Study: Illinois women's prison treats inmates too harshly

SPRINGFIELD, Ill. (AP) — Inmates at Illinois' major women's prison have been called "crazy" and "worthless" by corrections officers, are sometimes placed in an unpadded open-bar "crisis cage" and receive harsher discipline than men for similar offenses, a study released Friday says.

The federally funded review conducted for the Illinois Department of Corrections found that the mostly nonviolent women at Logan Correctional Center in Lincoln are often classified as higher security risks than necessary, which with disproportionate discipline needlessly extends their stays.

Segregation is overused as a punishment and the women get few chances to prepare for community re-entry, contributing to a recidivism rate of 50 percent — higher than the state's prison population as a whole, according to the report.

The National Resource Center on Justice Involved Women's assessment is harshly critical of the 2013 decision by former Gov. Pat Quinn's administration to close a women's prison in Dwight and move nearly 2,000 women into Logan, which was designed for 1,500. The "poorly planned, rushed and chaotic" move "set the tone for the culture that exists at Logan today," it said.

Corrections director John Baldwin pledged additional staff training.

Illinois is one of about a dozen states to undergo the assessment, for which states had to compete. The report advocates taking a different approach to incarcerated women because of their different emotional responses to stress and their histories. Ninety-eight percent of imprisoned Illinois women have experienced physical abuse, 75 percent have been sexually abused, and 85 percent have encountered emotional abuse. At the time of the review, 42 percent of the inmates qualified as seriously mentally ill.

Although women make up only a fraction of the population at Illinois' overburdened prisons, making life better at Logan is worth the effort, said Donna Collins, a Rhode Island state prison administrator who has helped implement gender-response changes in that state and was among the speakers scheduled to address a forum Friday in Chicago.

"Women are the backbone of the family," Collins said. "You're hurting the community if you continue to re-incarcerate women."

The study said there is inadequate training for staff members to deal with women's emotional responses. In interviews, staff members called inmates "crazy" and said they "talk too much," resulting in more discipline and good-conduct credit days taken away. But women are more relational and prefer to discuss things, as opposed to men, who tend to shut down, Collins said.

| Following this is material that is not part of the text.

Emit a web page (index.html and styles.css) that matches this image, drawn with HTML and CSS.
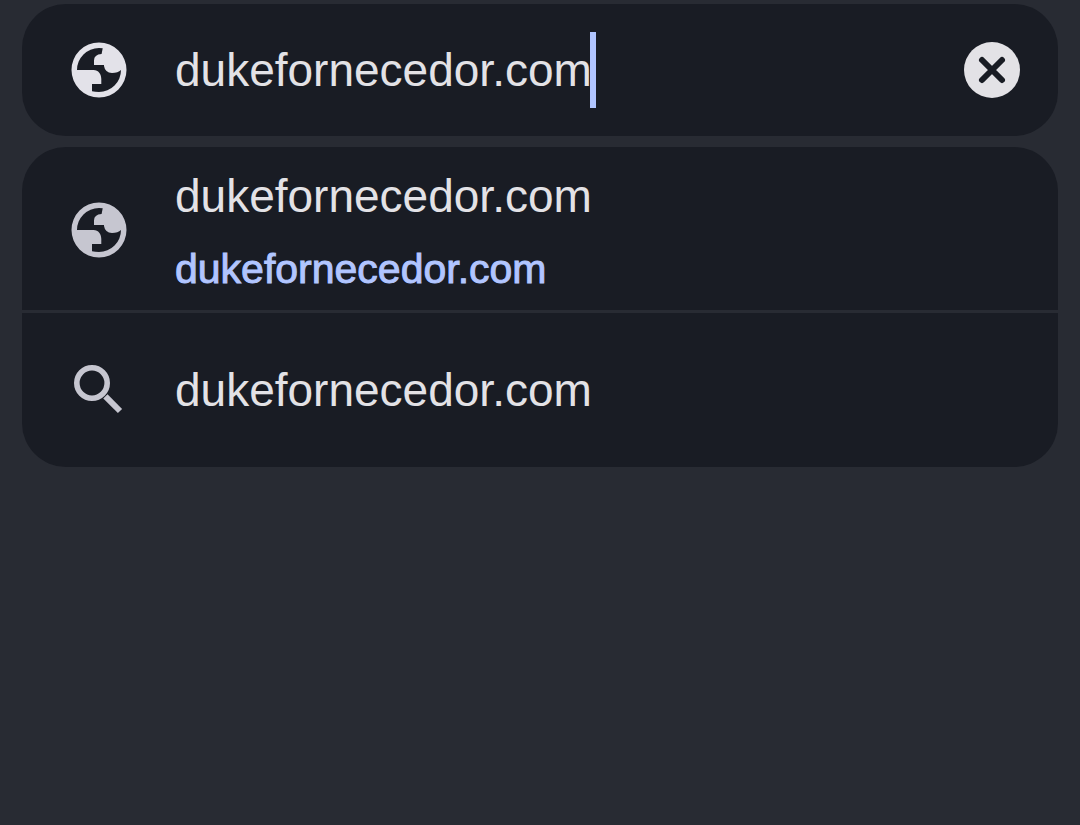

And women often don't relate well to prison security staff because they were typically at odds with authorities on the street, said Colette Payne, who spent five stints in prison beginning at age 14 and was part of the assessment team.

"If I've been raped and you are yelling at me like my abuser, I see you as that person," said the 49-year-old who now runs a support group for former women inmates. "I'm looking at you like you're my abuser, that's where the tension comes in."

Payne was shocked to see the use of the so-called "crisis cage," where women are placed in a stand-alone cell without privacy or padding; the department has pledged to replace it.

The report notes that inmates making "crisis calls," in which they feel a threat to themselves or others, increased dramatically from early 2014 to late 2015, and monthly suicide attempts increased tenfold since the Logan consolidation.

The report praises the state Corrections Department for agreeing on necessary change and constructing a mental-health unit at the prison.

Baldwin, who also addressed the Chicago forum, called the haphazard 2013 consolidation "a setup for failure" and said the agency is adding staff training, "from how to work with women who have a mental illness to how to be more effective in communicating with offenders." Ed Caumiant, corrections liaison for the prison guards' union, the American Federation of State, County and Municipal Employees, said the union is ready to work with the department on adequate staffing as well as training.

Deanne Benos, a former Corrections assistant director whose Chicago-based Women's Justice Initiative coordinated the project, said one reason Illinois succeeded in the competitive grant process was Republican Gov. Bruce Rauner's criminal justice reform pledge. He wants to reduce the prison population by 25 percent by 2025.

"Meaningful changes can be made with limited resources," Benos said. "Even changing some of the rules and operational practices at Logan can have a dramatic impact on the facility."